··· Supplied data ···

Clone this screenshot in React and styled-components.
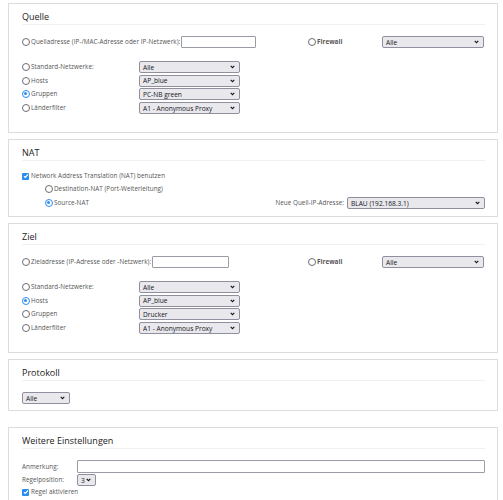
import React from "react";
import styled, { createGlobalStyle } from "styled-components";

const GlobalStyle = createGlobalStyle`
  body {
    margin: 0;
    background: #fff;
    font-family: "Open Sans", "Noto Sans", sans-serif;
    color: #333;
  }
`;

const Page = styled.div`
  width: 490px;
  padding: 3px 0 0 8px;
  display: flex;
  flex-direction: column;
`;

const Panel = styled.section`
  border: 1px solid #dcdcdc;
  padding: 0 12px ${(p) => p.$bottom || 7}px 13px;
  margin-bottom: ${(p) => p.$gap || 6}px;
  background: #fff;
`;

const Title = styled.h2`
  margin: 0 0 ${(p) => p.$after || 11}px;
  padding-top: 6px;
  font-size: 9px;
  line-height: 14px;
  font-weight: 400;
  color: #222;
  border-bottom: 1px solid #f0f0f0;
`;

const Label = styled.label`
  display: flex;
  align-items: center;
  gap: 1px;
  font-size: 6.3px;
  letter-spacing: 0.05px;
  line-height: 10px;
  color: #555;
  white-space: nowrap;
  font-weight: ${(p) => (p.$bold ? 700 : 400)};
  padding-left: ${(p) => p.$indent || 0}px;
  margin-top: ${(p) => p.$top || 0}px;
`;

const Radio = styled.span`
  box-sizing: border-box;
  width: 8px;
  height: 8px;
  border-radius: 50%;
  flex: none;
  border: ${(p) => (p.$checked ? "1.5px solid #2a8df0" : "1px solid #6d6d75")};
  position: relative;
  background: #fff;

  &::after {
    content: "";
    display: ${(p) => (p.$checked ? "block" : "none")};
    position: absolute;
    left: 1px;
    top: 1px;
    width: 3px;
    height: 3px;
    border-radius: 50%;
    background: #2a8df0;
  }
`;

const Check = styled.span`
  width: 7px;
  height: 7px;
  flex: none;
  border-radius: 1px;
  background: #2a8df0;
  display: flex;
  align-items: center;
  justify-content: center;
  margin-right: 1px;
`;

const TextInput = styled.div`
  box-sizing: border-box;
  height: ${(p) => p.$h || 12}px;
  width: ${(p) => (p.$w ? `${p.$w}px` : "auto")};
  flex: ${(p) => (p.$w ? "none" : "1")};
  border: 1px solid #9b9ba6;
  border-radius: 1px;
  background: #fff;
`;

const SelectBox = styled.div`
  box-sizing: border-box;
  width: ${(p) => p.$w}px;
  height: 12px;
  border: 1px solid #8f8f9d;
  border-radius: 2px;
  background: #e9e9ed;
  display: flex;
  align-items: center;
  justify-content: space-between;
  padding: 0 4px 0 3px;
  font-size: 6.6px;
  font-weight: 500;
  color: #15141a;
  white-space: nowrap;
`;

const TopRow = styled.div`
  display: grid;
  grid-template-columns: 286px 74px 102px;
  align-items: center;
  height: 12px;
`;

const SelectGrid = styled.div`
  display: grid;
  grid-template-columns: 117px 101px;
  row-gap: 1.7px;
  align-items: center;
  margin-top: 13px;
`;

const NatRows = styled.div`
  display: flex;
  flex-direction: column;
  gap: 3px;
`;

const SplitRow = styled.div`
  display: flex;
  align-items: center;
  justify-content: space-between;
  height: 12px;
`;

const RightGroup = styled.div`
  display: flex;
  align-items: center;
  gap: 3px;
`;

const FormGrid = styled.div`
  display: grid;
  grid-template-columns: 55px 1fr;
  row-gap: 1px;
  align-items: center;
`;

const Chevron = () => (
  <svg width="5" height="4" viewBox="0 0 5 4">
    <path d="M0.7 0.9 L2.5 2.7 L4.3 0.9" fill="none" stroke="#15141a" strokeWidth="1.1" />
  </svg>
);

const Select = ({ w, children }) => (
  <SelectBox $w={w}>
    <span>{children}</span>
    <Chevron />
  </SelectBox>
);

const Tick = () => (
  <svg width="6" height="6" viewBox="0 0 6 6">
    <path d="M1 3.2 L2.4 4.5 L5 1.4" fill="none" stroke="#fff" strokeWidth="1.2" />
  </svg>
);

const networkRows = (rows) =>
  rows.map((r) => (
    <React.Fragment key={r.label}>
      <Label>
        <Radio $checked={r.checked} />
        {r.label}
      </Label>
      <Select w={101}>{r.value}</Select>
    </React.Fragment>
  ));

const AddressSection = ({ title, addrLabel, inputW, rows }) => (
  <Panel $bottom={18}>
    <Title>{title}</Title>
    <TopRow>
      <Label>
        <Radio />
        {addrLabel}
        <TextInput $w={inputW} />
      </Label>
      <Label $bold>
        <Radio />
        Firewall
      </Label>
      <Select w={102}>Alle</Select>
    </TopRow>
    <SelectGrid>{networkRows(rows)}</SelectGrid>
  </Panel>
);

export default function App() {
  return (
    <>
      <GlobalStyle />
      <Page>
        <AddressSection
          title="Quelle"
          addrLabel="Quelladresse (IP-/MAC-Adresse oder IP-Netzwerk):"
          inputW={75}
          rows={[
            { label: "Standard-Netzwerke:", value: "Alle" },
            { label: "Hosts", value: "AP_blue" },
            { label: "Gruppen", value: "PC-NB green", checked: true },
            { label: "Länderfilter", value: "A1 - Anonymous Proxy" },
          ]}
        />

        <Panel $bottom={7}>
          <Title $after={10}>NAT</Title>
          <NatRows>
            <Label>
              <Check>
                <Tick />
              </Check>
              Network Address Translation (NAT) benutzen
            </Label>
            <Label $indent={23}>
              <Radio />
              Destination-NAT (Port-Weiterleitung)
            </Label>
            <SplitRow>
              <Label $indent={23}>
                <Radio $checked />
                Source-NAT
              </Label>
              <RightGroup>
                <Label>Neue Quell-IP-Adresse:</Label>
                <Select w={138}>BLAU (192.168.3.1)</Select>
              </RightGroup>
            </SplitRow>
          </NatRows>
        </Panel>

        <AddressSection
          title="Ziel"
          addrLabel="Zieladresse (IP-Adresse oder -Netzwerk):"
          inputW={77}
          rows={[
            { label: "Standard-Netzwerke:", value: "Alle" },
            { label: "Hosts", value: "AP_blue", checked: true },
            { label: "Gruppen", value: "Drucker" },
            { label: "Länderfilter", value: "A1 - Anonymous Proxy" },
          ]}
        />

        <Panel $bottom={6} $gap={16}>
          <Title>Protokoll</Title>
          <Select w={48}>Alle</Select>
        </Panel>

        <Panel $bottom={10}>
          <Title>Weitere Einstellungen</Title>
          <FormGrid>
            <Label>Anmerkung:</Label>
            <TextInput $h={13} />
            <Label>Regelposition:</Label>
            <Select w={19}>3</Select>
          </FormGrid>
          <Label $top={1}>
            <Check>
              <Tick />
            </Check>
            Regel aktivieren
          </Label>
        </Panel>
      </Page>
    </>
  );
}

···
··· Supplied data ···

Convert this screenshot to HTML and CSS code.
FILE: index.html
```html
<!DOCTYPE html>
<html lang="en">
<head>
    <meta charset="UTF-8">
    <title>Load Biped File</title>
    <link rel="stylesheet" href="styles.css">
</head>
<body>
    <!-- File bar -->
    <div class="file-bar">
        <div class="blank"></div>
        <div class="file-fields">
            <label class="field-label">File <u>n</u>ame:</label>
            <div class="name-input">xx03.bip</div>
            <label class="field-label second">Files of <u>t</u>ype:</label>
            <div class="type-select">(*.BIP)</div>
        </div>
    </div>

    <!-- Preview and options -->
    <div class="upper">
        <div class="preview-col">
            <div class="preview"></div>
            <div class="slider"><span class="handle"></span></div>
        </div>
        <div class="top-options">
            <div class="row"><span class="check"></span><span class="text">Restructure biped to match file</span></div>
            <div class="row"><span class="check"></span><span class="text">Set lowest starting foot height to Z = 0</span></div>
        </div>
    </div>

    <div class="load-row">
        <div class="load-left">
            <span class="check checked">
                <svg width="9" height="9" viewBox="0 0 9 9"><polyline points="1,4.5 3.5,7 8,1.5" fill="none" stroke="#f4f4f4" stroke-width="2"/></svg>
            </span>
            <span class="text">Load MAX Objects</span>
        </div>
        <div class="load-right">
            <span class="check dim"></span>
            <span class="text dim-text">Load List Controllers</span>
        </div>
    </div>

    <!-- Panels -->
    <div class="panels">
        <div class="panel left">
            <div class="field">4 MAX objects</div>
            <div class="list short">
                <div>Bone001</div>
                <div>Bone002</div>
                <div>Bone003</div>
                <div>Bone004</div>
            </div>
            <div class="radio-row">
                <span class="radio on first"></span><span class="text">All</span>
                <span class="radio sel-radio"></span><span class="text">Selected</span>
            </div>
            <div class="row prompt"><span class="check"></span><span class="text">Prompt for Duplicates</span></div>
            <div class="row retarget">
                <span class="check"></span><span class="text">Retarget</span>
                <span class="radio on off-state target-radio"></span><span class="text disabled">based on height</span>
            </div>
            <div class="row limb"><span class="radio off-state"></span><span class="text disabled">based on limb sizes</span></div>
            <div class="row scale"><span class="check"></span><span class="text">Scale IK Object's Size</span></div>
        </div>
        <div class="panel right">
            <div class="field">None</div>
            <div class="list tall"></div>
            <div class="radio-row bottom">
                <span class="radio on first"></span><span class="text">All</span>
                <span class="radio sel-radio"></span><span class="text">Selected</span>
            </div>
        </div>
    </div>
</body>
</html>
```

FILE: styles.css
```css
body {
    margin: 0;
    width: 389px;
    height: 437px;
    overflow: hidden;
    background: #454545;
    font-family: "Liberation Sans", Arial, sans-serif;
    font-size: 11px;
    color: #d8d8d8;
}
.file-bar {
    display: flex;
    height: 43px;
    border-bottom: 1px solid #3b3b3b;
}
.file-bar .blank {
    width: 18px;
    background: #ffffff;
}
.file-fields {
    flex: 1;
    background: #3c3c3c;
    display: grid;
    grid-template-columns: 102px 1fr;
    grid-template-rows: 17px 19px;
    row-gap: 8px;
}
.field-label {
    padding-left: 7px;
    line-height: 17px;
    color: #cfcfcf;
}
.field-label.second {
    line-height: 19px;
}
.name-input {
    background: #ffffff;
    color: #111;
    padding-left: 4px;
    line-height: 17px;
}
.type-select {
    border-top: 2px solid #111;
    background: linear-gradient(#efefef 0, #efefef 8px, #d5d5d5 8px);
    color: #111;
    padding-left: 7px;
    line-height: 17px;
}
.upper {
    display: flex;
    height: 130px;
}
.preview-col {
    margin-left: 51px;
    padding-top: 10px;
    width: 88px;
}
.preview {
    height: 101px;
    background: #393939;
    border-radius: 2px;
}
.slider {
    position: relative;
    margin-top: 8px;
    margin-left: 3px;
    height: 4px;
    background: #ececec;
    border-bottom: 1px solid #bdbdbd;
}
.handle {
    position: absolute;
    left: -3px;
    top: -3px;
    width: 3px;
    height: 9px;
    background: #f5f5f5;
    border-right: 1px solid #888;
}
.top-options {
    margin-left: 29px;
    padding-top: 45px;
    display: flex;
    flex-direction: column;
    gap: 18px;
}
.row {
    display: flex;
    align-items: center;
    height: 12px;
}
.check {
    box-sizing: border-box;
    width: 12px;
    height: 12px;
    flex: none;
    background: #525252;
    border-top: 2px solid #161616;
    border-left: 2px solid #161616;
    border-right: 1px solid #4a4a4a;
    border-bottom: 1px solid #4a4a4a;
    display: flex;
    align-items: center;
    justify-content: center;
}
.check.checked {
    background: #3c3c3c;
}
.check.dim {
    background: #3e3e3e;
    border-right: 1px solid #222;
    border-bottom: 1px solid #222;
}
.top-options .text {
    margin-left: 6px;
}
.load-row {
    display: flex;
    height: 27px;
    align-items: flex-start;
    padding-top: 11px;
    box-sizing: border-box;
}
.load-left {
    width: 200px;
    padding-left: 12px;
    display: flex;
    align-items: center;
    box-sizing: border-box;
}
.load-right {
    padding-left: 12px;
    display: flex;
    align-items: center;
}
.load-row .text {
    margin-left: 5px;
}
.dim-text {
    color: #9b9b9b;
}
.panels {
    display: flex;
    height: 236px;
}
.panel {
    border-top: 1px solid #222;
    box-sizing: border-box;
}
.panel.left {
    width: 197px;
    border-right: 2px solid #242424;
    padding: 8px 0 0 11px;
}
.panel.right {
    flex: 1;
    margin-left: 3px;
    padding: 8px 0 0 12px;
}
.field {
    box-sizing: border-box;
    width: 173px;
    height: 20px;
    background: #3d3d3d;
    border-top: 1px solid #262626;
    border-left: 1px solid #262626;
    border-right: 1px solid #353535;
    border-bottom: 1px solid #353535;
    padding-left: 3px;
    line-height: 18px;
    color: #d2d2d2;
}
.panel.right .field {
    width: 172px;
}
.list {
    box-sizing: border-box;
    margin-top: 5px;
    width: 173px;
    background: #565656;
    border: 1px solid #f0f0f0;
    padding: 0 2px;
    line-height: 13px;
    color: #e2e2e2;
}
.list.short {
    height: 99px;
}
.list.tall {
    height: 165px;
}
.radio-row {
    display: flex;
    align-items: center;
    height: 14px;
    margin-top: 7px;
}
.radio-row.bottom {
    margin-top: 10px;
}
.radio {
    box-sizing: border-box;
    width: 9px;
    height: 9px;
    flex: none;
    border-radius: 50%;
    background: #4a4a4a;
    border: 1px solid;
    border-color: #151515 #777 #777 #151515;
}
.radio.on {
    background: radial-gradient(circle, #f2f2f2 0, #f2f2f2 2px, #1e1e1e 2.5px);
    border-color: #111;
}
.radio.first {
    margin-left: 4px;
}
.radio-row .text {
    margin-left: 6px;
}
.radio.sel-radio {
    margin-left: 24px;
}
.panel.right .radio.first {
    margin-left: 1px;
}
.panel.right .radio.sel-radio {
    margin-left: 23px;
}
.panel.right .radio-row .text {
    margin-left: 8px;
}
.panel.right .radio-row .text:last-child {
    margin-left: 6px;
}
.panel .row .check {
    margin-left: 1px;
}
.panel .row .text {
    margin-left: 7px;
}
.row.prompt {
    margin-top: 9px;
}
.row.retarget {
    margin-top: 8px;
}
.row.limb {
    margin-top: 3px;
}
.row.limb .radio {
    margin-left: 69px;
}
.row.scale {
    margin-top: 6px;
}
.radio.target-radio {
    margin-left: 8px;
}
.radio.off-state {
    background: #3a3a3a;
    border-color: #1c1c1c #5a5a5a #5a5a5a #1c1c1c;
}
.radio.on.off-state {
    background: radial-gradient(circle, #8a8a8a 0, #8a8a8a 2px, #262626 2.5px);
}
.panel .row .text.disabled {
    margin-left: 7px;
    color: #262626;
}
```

···
··· Supplied data ···

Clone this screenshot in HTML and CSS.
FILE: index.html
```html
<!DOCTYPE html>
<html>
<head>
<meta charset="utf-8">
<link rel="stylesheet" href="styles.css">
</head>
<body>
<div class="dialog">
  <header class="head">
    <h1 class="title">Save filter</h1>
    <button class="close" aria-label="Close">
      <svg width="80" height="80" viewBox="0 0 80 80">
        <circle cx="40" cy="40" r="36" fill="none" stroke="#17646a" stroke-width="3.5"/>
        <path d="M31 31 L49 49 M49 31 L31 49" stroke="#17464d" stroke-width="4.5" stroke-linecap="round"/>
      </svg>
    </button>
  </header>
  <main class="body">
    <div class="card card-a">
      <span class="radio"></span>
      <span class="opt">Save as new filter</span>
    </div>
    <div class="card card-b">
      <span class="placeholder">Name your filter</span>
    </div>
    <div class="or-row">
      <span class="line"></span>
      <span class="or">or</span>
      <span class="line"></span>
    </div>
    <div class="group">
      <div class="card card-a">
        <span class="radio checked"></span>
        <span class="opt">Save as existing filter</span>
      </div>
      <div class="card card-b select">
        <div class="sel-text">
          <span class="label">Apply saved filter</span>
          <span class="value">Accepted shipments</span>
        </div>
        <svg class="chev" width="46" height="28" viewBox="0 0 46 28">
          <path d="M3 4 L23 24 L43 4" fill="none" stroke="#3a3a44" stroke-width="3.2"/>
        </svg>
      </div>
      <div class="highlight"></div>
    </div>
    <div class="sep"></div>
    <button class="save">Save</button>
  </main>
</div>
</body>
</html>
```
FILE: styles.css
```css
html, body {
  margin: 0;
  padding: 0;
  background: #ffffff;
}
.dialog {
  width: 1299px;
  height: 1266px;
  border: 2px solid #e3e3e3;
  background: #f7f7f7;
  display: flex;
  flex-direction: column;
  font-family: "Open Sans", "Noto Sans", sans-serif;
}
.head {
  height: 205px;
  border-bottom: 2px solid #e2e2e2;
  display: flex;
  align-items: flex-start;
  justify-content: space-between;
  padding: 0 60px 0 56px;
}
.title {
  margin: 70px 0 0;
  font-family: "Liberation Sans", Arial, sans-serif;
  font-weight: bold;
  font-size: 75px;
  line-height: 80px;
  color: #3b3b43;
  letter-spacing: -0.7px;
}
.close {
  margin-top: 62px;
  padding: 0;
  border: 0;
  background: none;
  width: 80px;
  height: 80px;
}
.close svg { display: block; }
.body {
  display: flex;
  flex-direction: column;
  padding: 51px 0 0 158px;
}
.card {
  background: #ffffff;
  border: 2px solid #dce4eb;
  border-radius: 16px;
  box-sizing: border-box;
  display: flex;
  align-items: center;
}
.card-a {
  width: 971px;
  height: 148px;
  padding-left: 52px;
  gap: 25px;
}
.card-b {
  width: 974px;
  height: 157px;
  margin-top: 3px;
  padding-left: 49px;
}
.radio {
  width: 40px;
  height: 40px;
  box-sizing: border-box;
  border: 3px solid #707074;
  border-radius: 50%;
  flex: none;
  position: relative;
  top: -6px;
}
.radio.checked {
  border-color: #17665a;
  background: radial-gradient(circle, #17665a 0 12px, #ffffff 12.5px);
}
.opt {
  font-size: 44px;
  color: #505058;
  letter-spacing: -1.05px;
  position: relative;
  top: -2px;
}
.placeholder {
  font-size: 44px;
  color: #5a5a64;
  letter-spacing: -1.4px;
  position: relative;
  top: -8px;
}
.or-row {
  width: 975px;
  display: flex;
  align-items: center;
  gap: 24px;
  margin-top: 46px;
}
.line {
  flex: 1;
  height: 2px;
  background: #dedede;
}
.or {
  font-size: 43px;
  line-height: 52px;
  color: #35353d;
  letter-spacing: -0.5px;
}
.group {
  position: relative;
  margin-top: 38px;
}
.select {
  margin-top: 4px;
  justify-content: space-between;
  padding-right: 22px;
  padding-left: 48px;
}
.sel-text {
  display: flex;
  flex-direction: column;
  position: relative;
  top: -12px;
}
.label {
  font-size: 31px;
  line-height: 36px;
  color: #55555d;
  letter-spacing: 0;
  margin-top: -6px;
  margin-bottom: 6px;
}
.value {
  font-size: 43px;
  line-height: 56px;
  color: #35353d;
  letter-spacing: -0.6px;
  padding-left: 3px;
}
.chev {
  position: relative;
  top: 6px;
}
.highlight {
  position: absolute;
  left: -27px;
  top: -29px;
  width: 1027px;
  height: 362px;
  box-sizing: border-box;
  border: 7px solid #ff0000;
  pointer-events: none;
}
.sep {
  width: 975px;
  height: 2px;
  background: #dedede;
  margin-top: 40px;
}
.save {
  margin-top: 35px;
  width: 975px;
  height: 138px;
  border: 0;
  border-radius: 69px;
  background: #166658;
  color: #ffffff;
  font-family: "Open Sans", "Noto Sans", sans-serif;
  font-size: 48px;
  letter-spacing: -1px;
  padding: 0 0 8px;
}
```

···

Pull out each line of the entries that contains "screenshot".

* **Completed exercise**
Clone this screenshot in React and styled-components.
Convert this screenshot to HTML and CSS code.
Clone this screenshot in HTML and CSS.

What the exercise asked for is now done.